DIRECTIVE. From the entries below, gather each line containing the word "React".

TASK DATA.
■ ■ ■ ■ ■
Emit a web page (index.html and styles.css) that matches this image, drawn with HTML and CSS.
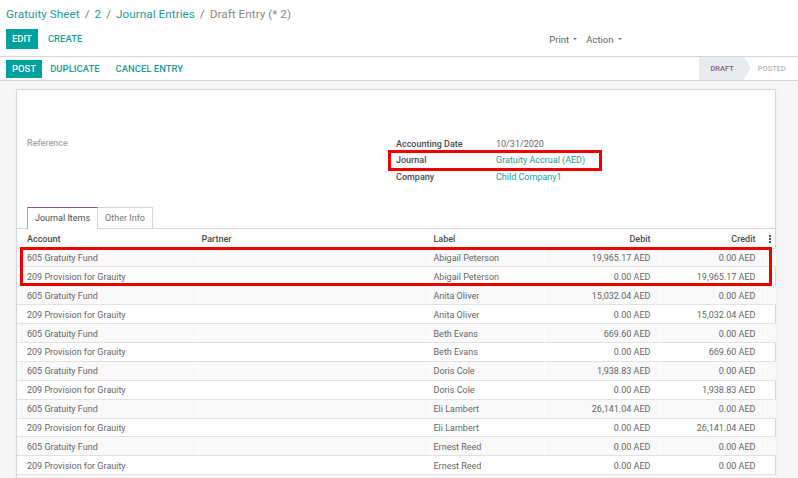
■ ■ ■ ■ ■
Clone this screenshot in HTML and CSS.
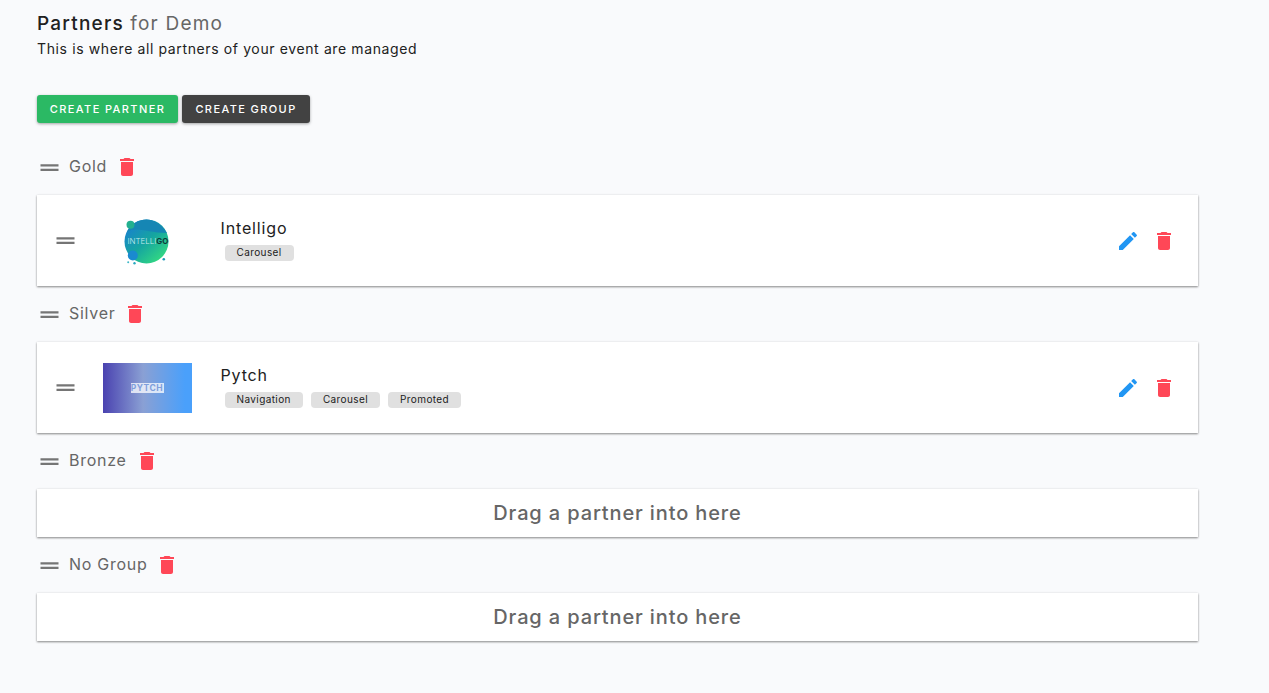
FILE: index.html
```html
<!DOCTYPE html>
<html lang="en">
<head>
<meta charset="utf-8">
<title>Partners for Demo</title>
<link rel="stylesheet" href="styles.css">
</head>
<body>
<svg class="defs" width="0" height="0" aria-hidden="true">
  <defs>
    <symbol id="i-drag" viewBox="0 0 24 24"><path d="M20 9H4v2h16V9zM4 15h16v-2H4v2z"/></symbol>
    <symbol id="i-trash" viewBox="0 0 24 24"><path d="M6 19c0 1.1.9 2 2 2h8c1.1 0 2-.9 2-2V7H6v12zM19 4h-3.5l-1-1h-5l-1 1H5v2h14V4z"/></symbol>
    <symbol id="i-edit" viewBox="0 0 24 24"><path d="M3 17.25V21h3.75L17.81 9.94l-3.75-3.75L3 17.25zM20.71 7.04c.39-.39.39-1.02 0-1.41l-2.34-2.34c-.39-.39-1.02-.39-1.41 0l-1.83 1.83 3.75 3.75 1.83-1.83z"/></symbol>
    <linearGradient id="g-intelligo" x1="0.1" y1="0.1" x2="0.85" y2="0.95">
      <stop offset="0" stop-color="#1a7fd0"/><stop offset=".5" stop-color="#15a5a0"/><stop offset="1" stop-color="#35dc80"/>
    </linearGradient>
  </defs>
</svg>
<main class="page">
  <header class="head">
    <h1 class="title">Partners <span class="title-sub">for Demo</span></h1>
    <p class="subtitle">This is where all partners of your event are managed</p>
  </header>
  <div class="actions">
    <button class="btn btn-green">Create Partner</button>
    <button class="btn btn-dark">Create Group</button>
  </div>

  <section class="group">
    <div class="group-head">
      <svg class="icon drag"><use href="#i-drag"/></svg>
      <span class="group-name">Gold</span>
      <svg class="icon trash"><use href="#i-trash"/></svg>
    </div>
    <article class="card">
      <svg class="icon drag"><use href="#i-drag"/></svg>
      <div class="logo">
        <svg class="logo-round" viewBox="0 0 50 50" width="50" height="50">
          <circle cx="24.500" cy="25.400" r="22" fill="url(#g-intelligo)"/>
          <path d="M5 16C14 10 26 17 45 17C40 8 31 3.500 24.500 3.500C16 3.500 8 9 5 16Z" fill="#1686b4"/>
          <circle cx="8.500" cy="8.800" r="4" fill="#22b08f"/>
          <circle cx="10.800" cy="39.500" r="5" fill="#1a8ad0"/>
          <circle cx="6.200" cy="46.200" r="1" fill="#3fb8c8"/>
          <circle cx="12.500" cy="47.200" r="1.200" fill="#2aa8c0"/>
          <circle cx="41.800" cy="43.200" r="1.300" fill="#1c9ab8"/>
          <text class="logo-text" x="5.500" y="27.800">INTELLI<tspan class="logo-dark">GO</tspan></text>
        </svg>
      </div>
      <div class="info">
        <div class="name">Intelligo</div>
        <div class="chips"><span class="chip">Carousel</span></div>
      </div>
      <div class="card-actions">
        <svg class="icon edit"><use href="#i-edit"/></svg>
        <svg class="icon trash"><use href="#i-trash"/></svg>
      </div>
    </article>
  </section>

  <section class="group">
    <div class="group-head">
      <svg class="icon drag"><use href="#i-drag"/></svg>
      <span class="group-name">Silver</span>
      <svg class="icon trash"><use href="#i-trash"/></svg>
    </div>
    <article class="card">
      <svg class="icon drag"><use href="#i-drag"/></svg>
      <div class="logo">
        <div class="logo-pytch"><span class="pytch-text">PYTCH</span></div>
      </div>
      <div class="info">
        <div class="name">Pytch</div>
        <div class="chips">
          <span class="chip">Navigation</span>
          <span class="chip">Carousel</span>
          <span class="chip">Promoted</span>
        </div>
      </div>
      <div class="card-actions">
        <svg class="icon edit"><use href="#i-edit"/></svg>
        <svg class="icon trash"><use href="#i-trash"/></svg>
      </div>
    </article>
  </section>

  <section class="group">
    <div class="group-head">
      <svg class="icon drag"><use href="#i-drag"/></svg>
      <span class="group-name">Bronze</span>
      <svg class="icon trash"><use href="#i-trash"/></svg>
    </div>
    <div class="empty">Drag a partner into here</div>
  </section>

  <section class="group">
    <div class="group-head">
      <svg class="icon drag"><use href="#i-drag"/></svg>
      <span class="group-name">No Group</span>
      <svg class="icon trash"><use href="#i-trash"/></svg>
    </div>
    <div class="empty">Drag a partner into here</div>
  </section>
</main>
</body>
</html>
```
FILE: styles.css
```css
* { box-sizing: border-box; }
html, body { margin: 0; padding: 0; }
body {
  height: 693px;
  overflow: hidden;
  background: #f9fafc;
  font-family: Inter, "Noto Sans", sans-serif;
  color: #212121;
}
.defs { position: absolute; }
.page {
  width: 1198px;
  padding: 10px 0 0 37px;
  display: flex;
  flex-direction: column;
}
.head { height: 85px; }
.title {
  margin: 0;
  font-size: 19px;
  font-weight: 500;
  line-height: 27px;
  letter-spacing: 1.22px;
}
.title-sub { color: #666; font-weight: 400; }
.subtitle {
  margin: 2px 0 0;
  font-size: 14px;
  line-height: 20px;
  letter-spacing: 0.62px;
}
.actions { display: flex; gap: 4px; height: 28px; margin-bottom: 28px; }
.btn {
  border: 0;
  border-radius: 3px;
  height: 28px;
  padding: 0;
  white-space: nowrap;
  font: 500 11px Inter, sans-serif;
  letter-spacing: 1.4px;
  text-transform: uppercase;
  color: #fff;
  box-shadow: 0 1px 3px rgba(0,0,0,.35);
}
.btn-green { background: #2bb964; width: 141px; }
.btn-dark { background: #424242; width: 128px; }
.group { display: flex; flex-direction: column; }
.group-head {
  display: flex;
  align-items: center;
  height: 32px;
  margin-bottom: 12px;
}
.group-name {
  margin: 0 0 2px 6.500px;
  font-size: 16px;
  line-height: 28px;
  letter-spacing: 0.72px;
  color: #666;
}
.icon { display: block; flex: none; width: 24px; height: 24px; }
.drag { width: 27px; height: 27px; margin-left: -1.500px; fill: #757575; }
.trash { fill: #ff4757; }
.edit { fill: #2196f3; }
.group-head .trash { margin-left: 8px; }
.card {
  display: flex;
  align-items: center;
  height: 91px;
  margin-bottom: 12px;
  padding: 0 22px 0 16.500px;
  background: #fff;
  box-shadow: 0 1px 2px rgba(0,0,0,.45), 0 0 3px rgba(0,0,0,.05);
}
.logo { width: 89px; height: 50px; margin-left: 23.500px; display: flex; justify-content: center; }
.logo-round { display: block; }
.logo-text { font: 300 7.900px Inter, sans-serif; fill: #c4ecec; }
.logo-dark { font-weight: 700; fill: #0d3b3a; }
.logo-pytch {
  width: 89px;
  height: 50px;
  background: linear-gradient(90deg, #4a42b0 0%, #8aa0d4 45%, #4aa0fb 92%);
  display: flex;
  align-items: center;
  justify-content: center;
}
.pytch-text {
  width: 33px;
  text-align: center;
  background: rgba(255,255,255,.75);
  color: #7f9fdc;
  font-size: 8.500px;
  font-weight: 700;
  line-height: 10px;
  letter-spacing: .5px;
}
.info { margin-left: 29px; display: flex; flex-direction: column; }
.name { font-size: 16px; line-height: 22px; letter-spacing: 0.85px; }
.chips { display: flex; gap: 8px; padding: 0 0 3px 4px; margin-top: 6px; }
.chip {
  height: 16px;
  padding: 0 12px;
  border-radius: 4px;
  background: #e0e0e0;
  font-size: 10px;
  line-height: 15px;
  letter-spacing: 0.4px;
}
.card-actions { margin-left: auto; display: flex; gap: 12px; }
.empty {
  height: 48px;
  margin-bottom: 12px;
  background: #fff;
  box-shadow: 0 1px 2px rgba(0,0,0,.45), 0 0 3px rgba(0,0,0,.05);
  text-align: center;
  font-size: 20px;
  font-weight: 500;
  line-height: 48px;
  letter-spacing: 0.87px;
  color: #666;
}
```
■ ■ ■ ■ ■
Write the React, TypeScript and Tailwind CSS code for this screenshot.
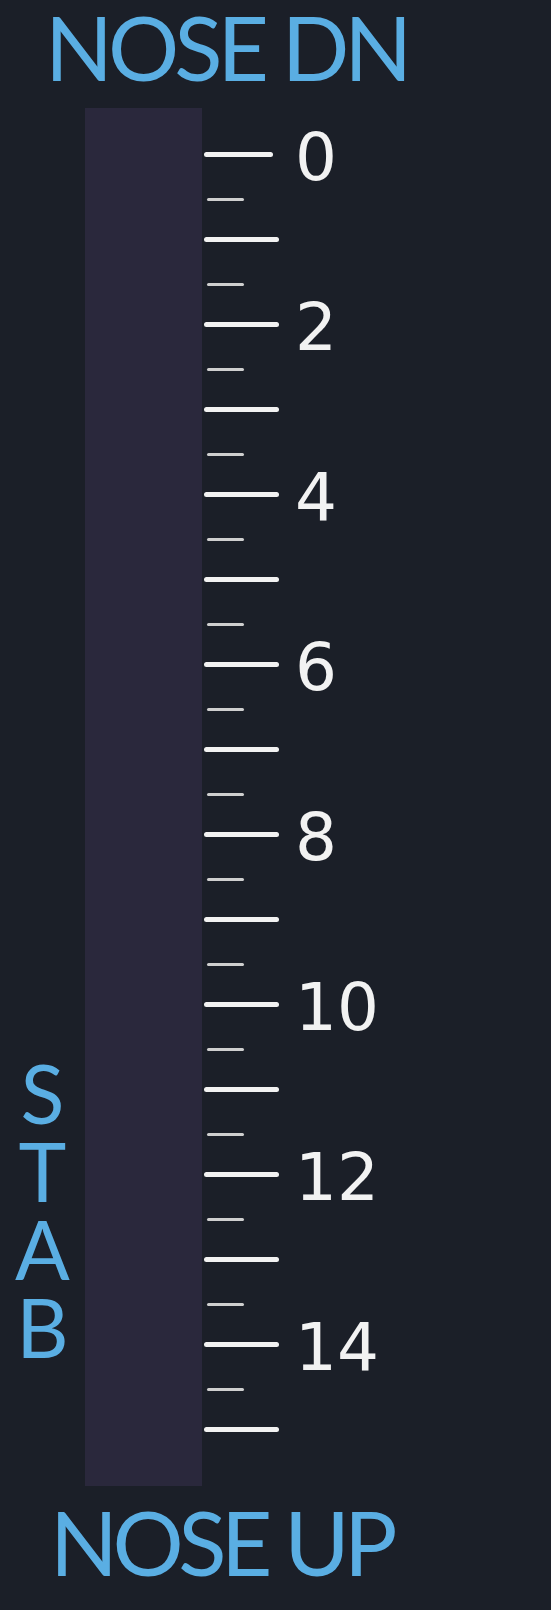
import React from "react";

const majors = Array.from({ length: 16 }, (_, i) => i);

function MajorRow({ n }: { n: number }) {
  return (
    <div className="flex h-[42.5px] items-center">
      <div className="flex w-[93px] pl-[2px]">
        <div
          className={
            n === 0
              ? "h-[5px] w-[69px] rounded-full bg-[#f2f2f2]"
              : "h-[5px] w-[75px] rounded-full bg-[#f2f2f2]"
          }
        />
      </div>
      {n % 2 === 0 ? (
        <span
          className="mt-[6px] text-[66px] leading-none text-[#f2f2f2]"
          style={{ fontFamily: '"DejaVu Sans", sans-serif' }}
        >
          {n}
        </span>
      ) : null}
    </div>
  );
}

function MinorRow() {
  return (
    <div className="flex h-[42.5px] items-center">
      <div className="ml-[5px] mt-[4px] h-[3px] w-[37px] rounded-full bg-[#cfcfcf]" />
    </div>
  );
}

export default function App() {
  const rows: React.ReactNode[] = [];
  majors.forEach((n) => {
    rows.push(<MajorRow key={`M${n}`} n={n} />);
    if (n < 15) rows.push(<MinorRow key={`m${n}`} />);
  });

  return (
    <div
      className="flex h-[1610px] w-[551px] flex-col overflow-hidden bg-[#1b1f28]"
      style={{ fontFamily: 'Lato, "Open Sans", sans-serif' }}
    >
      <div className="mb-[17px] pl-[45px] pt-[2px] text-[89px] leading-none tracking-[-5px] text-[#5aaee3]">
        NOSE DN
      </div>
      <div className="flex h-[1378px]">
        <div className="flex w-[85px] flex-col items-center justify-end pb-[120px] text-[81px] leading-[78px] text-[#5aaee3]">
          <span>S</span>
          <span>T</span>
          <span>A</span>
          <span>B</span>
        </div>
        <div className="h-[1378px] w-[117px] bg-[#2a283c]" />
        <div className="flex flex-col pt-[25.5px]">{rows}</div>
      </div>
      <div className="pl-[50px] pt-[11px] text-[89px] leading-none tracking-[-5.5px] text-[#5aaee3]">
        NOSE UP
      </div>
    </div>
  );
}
■ ■ ■ ■ ■
SOLUTION FOR THIS EXERCISE.
Write the React, TypeScript and Tailwind CSS code for this screenshot.
import React from "react";
  const rows: React.ReactNode[] = [];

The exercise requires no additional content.